NEW YORK STRIP LOIN ROAST WITH GARLIC-HERB CRUST + GIVEAWAY!



New York Strip Loin Roast with Garlic-Herb Crust + GIVEAWAY! image

New York Strip Loin Roast with Garlic-Herb Crust recipe is a wonderful holiday meal to prepare when you want to pull out all the stops and impress people.

Provided by Ashley

Categories     Dinner

Time 55m

Yield 10

Number Of Ingredients 7

5 garlic cloves
8 fresh sage leaves
4 teaspoons fresh thyme leaves
4 teaspoons olive oil
4 teaspoons salt
1½ teaspoons ground black pepper
1 4- to 5-pound boneless beef loin New York strip roast, fat trimmed to ¼ inch (Certified Angus Beef brand is best)

Steps:

  • Place the garlic into your food processor; blend/process until finely chopped. Add sage, thyme, oil, salt and pepper and process until a paste forms.
  • Pat meat dry with paper towels. Rub meat evenly on all sides with herb paste. Cover or wrap; chill at least 3 hours. (Can be made 1 day ahead and kept in the refrigerator.)
  • Preheat oven to 450°F. Place meat, fat side up, on a wire rack in roasting pan.
  • Roast meat 15 minutes.

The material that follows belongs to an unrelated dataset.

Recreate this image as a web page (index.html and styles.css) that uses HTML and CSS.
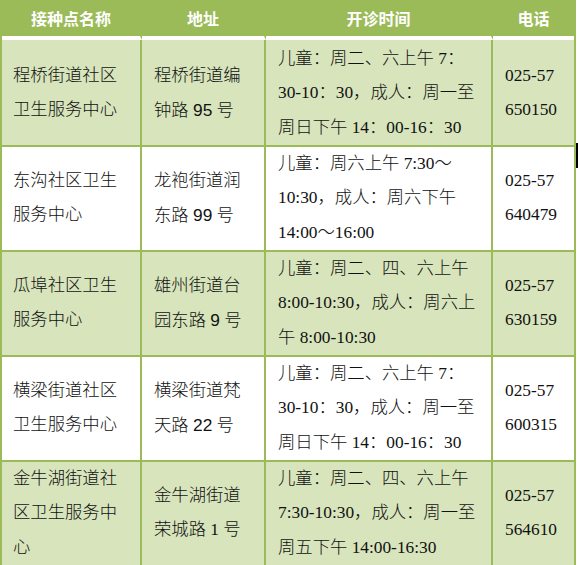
FILE: index.html
```html
<!DOCTYPE html>
<html lang="zh-CN">
<head>
<meta charset="utf-8">
<title>接种点</title>
<link rel="stylesheet" href="styles.css">
</head>
<body>
<div class="page">
<table class="sites">
  <colgroup>
    <col class="c1"><col class="c2"><col class="c3"><col class="c4">
  </colgroup>
  <thead>
    <tr><th>接种点名称</th><th>地址</th><th>开诊时间</th><th>电话</th></tr>
  </thead>
  <tbody>
    <tr class="alt first">
      <td>程桥街道社区<br>卫生服务中心</td>
      <td>程桥街道编<br>钟路 <span class="a">95</span> 号</td>
      <td>儿童：周二、六上午 7：<br>30-10：30，成人：周一至<br>周日下午 14：00-16：30</td>
      <td>025-57<br>650150</td>
    </tr>
    <tr>
      <td>东沟社区卫生<br>服务中心</td>
      <td>龙袍街道润<br>东路 <span class="a">99</span> 号</td>
      <td>儿童：周六上午 7:30～<br>10:30，成人：周六下午<br>14:00～16:00</td>
      <td>025-57<br>640479</td>
    </tr>
    <tr class="alt">
      <td>瓜埠社区卫生<br>服务中心</td>
      <td>雄州街道台<br>园东路 <span class="a">9</span> 号</td>
      <td>儿童：周二、四、六上午<br>8:00-10:30，成人：周六上<br>午 8:00-10:30</td>
      <td>025-57<br>630159</td>
    </tr>
    <tr>
      <td>横梁街道社区<br>卫生服务中心</td>
      <td>横梁街道梵<br>天路 <span class="a">22</span> 号</td>
      <td>儿童：周二、六上午 7：<br>30-10：30，成人：周一至<br>周日下午 14：00-16：30</td>
      <td>025-57<br>600315</td>
    </tr>
    <tr class="alt">
      <td>金牛湖街道社<br>区卫生服务中<br>心</td>
      <td>金牛湖街道<br>荣城路 1 号</td>
      <td>儿童：周二、四、六上午<br>7:30-10:30，成人：周一至<br>周五下午 14:00-16:30</td>
      <td>025-57<br>564610</td>
    </tr>
  </tbody>
</table>
<div class="caret"></div>
</div>
</body>
</html>
```
FILE: styles.css
```css
html, body {
  margin: 0;
  padding: 0;
  background: #ffffff;
}
.page {
  position: relative;
  width: 578px;
  height: 565px;
  overflow: hidden;
}
.sites {
  border-collapse: separate;
  border-spacing: 0;
  table-layout: fixed;
  width: 576px;
  border-left: 2px solid #9bbb59;
  border-right: 2px solid #9bbb59;
  font-family: "Liberation Serif", "Noto Sans CJK SC", serif;
  font-size: 17.33px;
  color: #111;
}
.c1 { width: 140px; }
.c2 { width: 124px; }
.c3 { width: 227px; }
.c4 { width: 81px; }
.sites th {
  background: #9bbb59;
  color: #ffffff;
  font-family: "Noto Sans CJK SC", sans-serif;
  font-weight: bold;
  font-size: 16px;
  height: 36px;
  padding: 0;
  line-height: 34px;
  text-align: center;
  border-bottom: 4px solid #ffffff;
  border-right: 2px solid #9bbb59;
}
.sites th:last-child { border-right: 0; }
.sites td {
  padding: 0 8px 0 12px;
  line-height: 34.33px;
  vertical-align: middle;
  text-align: left;
  border-right: 2px solid #9bbb59;
  border-bottom: 2px solid #9bbb59;
  white-space: nowrap;
  overflow: hidden;
  font-weight: 300;
}
.sites tr.first td { padding-top: 2px; }
.sites td:first-child { padding-left: 11px; }
.sites td:last-child { border-right: 0; }
.sites tr.alt td { background: #d7e4bc; }
.a { font-family: "Liberation Sans", sans-serif; }
.caret {
  position: absolute;
  left: 576px;
  top: 143px;
  width: 2px;
  height: 25px;
  background: #000;
}
```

Reduce oven temperature to 350°F. Roast meat until instant-read thermometer inserted into thickest part of meat (inserted from the side of the roast) registers 135°F for medium-rare, about 35 minutes (or 145°F for medium, about 40 minutes) or to your desired degree of doneness .
  • Remove roast from oven and tent with aluminum foil. Allow roast to rest approximately 10-20 minutes before serving to redistribute the juices. The temperature of the roast will rise 5° F during standing.
  • Slice across the grain into ⅓-inch-thick slices. Arrange slices on platter and serve warm.